Put Yourself In The Place Of The Admissions Officer For A Moment
As a member of the admissions board you are responsible for reading several hundred application essays each year, as you approach the admissions deadline. Seating is limited. You are faced with the reality that you need to reject most of the applicants in that stack of essays. Consciously or subconsciously you are looking for a reason to reject each candidate. When you need to turn down 65% of the applicants, you are going to automatically think that the applicant’s essay you are about to read is probably not going to get in.
Each essay you read includes a verbal reiteration of the candidates’ resume. The applicant may even have a broad statement about the state of the world and how the world should improve. It likely also includes a strong statement about why they will be an ideal candidate for the school.
You pick up the next essay and there again, you read what is essentially the same essay. Yes, it is from a different candidate, but it follows the same pattern and covers the same agenda.
As you continue to read through each of these essays, the process becomes tedious. The essays blend together. You look at the stack that you have read, and the stack that you still have to read. You start daydreaming about what you will do when you are done. Anything new on Netflix?
Now step out of that role for a moment. Think about this same pattern happening across all of academia – across all disciplines, and each admissions officers realizing that the personal essay really isn’t critical because they all sound the same. This may be the reason why so many schools are decreasing the number of words required for an application essay. Why prolong the pain when there is little benefit?
The problem here is that the candidates are treating the application essay like a job interview – one that the job applicant knows the questions ahead of time and simply reads responses. After the itnerviews, you know a few artificial details that have been scrubbed of any originality.
Think of the moment you first met your best friend. Prior to that point, they were strangers, and you didn’t feel any connection with them. There was a process you went through that brought the two of you together. As your friendship grows closer, you put off social norms and customs that keep others from knowing you intimately. As you grew and trusted each other, you felt comfortable sharing things honestly, without the fear of rejection or harsh judgment.
Drafting is the process of “writing through” different ideas and develop content for your application essay.
Now, imagine if your friend were on the admissions board of your preferred school, and you were going there for an informal, friendly introduction.

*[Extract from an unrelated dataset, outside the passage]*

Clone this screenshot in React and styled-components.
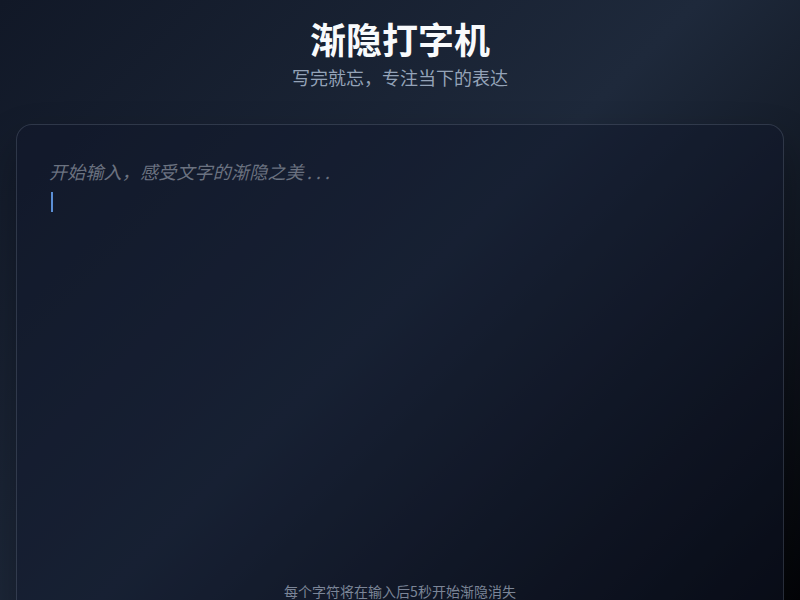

The way you would prepare and the comfort level you would feel is likely far different than if your friend were not there.

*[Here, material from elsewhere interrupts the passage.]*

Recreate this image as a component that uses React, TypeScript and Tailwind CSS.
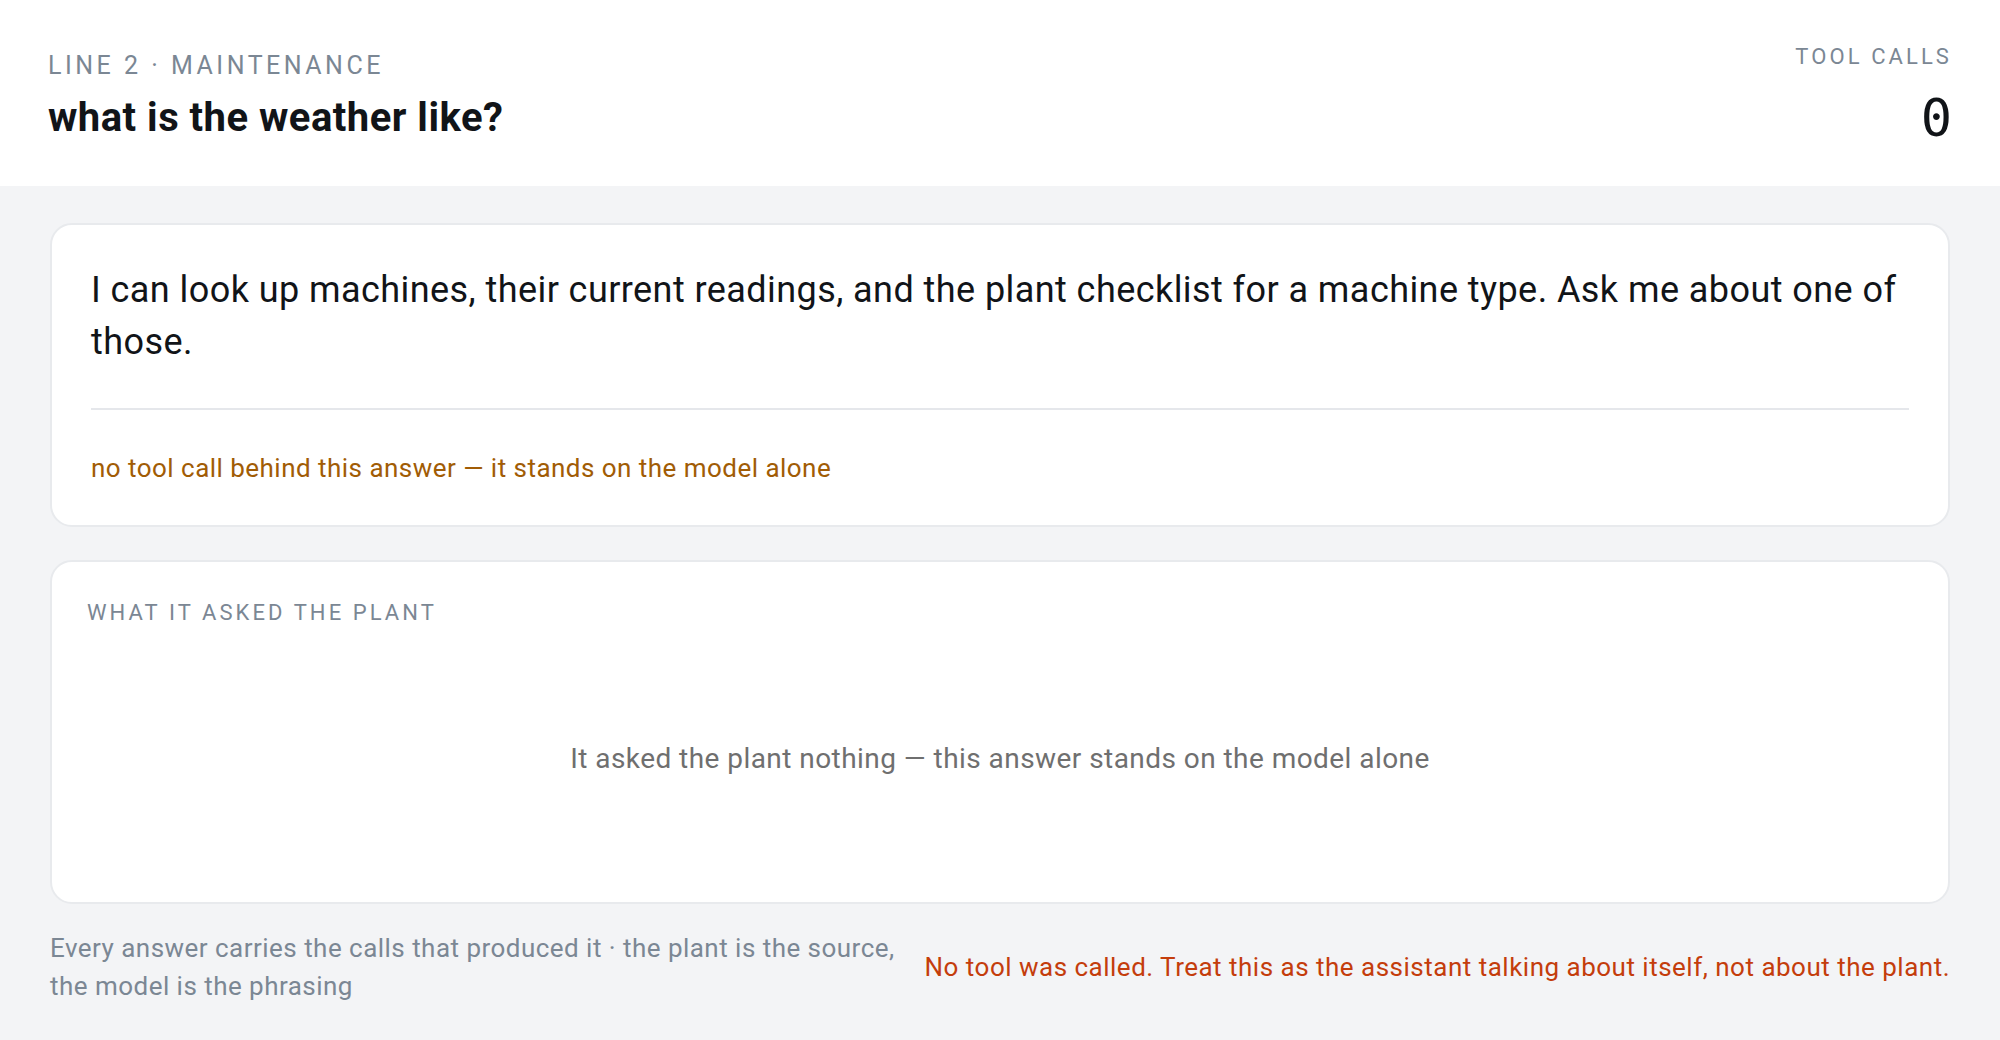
export default function App() {
  return (
    <div className="min-h-screen bg-[#f3f4f6] font-['Roboto',sans-serif] text-[#111418]">
      <header className="h-[186px] bg-white px-12 flex items-start justify-between">
        <div className="pt-[50px] flex flex-col">
          <p className="text-[25px] leading-[32px] tracking-[0.14em] uppercase text-[#7b8794]">
            Line 2 · Maintenance
          </p>
          <h1 className="mt-[12px] text-[40px] leading-[48px] font-bold tracking-[0.012em] text-[#111418]">
            what is the weather like?
          </h1>
        </div>
        <div className="pt-[42px] flex flex-col items-end">
          <p className="text-[22px] leading-[30px] tracking-[0.14em] uppercase text-[#7b8794]">
            Tool calls
          </p>
          <p className="mt-[20px] text-[52px] leading-[52px] font-['DejaVu_Sans_Mono',monospace] text-[#111418]">
            0
          </p>
        </div>
      </header>

      <main className="px-[50px] pt-[37px] pb-[34px] flex flex-col">
        <section className="bg-white border-2 border-[#e8eaed] rounded-[22px] p-[39px]">
          <p className="text-[36px] leading-[52px] tracking-[0.012em] text-[#111418]">
            I can look up machines, their current readings, and the plant checklist for a machine type. Ask me about one of those.
          </p>
          <div className="mt-10 border-t-2 border-[#e5e7eb]" />
          <p className="mt-10 text-[26px] leading-[36px] tracking-[0.018em] text-[#a15c05]">
            no tool call behind this answer — it stands on the model alone
          </p>
        </section>

        <section className="mt-[33px] bg-white border-2 border-[#e8eaed] rounded-[22px] p-[35px]">
          <p className="text-[22px] leading-[32px] tracking-[0.14em] uppercase text-[#7b8794]">
            What it asked the plant
          </p>
          <div className="mt-6 pt-[85px] pb-[87px] text-center text-[28px] leading-[42px] tracking-[0.016em] text-[#6f6f6f]">
            It asked the plant nothing — this answer stands on the model alone
          </div>
        </section>

        <footer className="mt-[25px] flex items-center justify-between">
          <p className="w-[860px] text-[26px] leading-[38px] tracking-[0.018em] text-[#7b8794]">
            Every answer carries the calls that produced it · the plant is the source, the model is the phrasing
          </p>
          <p className="shrink-0 whitespace-nowrap text-[26px] leading-[38px] tracking-[0.019em] text-[#c43d0c]">
            No tool was called. Treat this as the assistant talking about itself, not about the plant.
          </p>
        </footer>
      </main>
    </div>
  )
}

Drafting is the process of shedding away those layers of impersonal, polite, scripted, often formal thoughts and ways of communicating and unearthing what’s real. We can discard those parts that are comfortable – in fact, we can forget about being comfortable or uncomfortable, and just be ourselves. The draft is your friend. You don’t have to be concerned about judgments. Stop trying to impress. Just write what happened. Write what you think, Write about what you don’t yet understand.
When you’re with your friend you free yourself up from having to impress them. They know you and accept you – and the relationship moves on toward something more meaningful. You can share ideas, fears, concerns, and things you’re looking forward to experiencing. You stop pretending to be someone else, and can comfortably discuss any topic that comes to mind. There’s a sense of friendly discourse that isn’t governed by a lot of careful editing.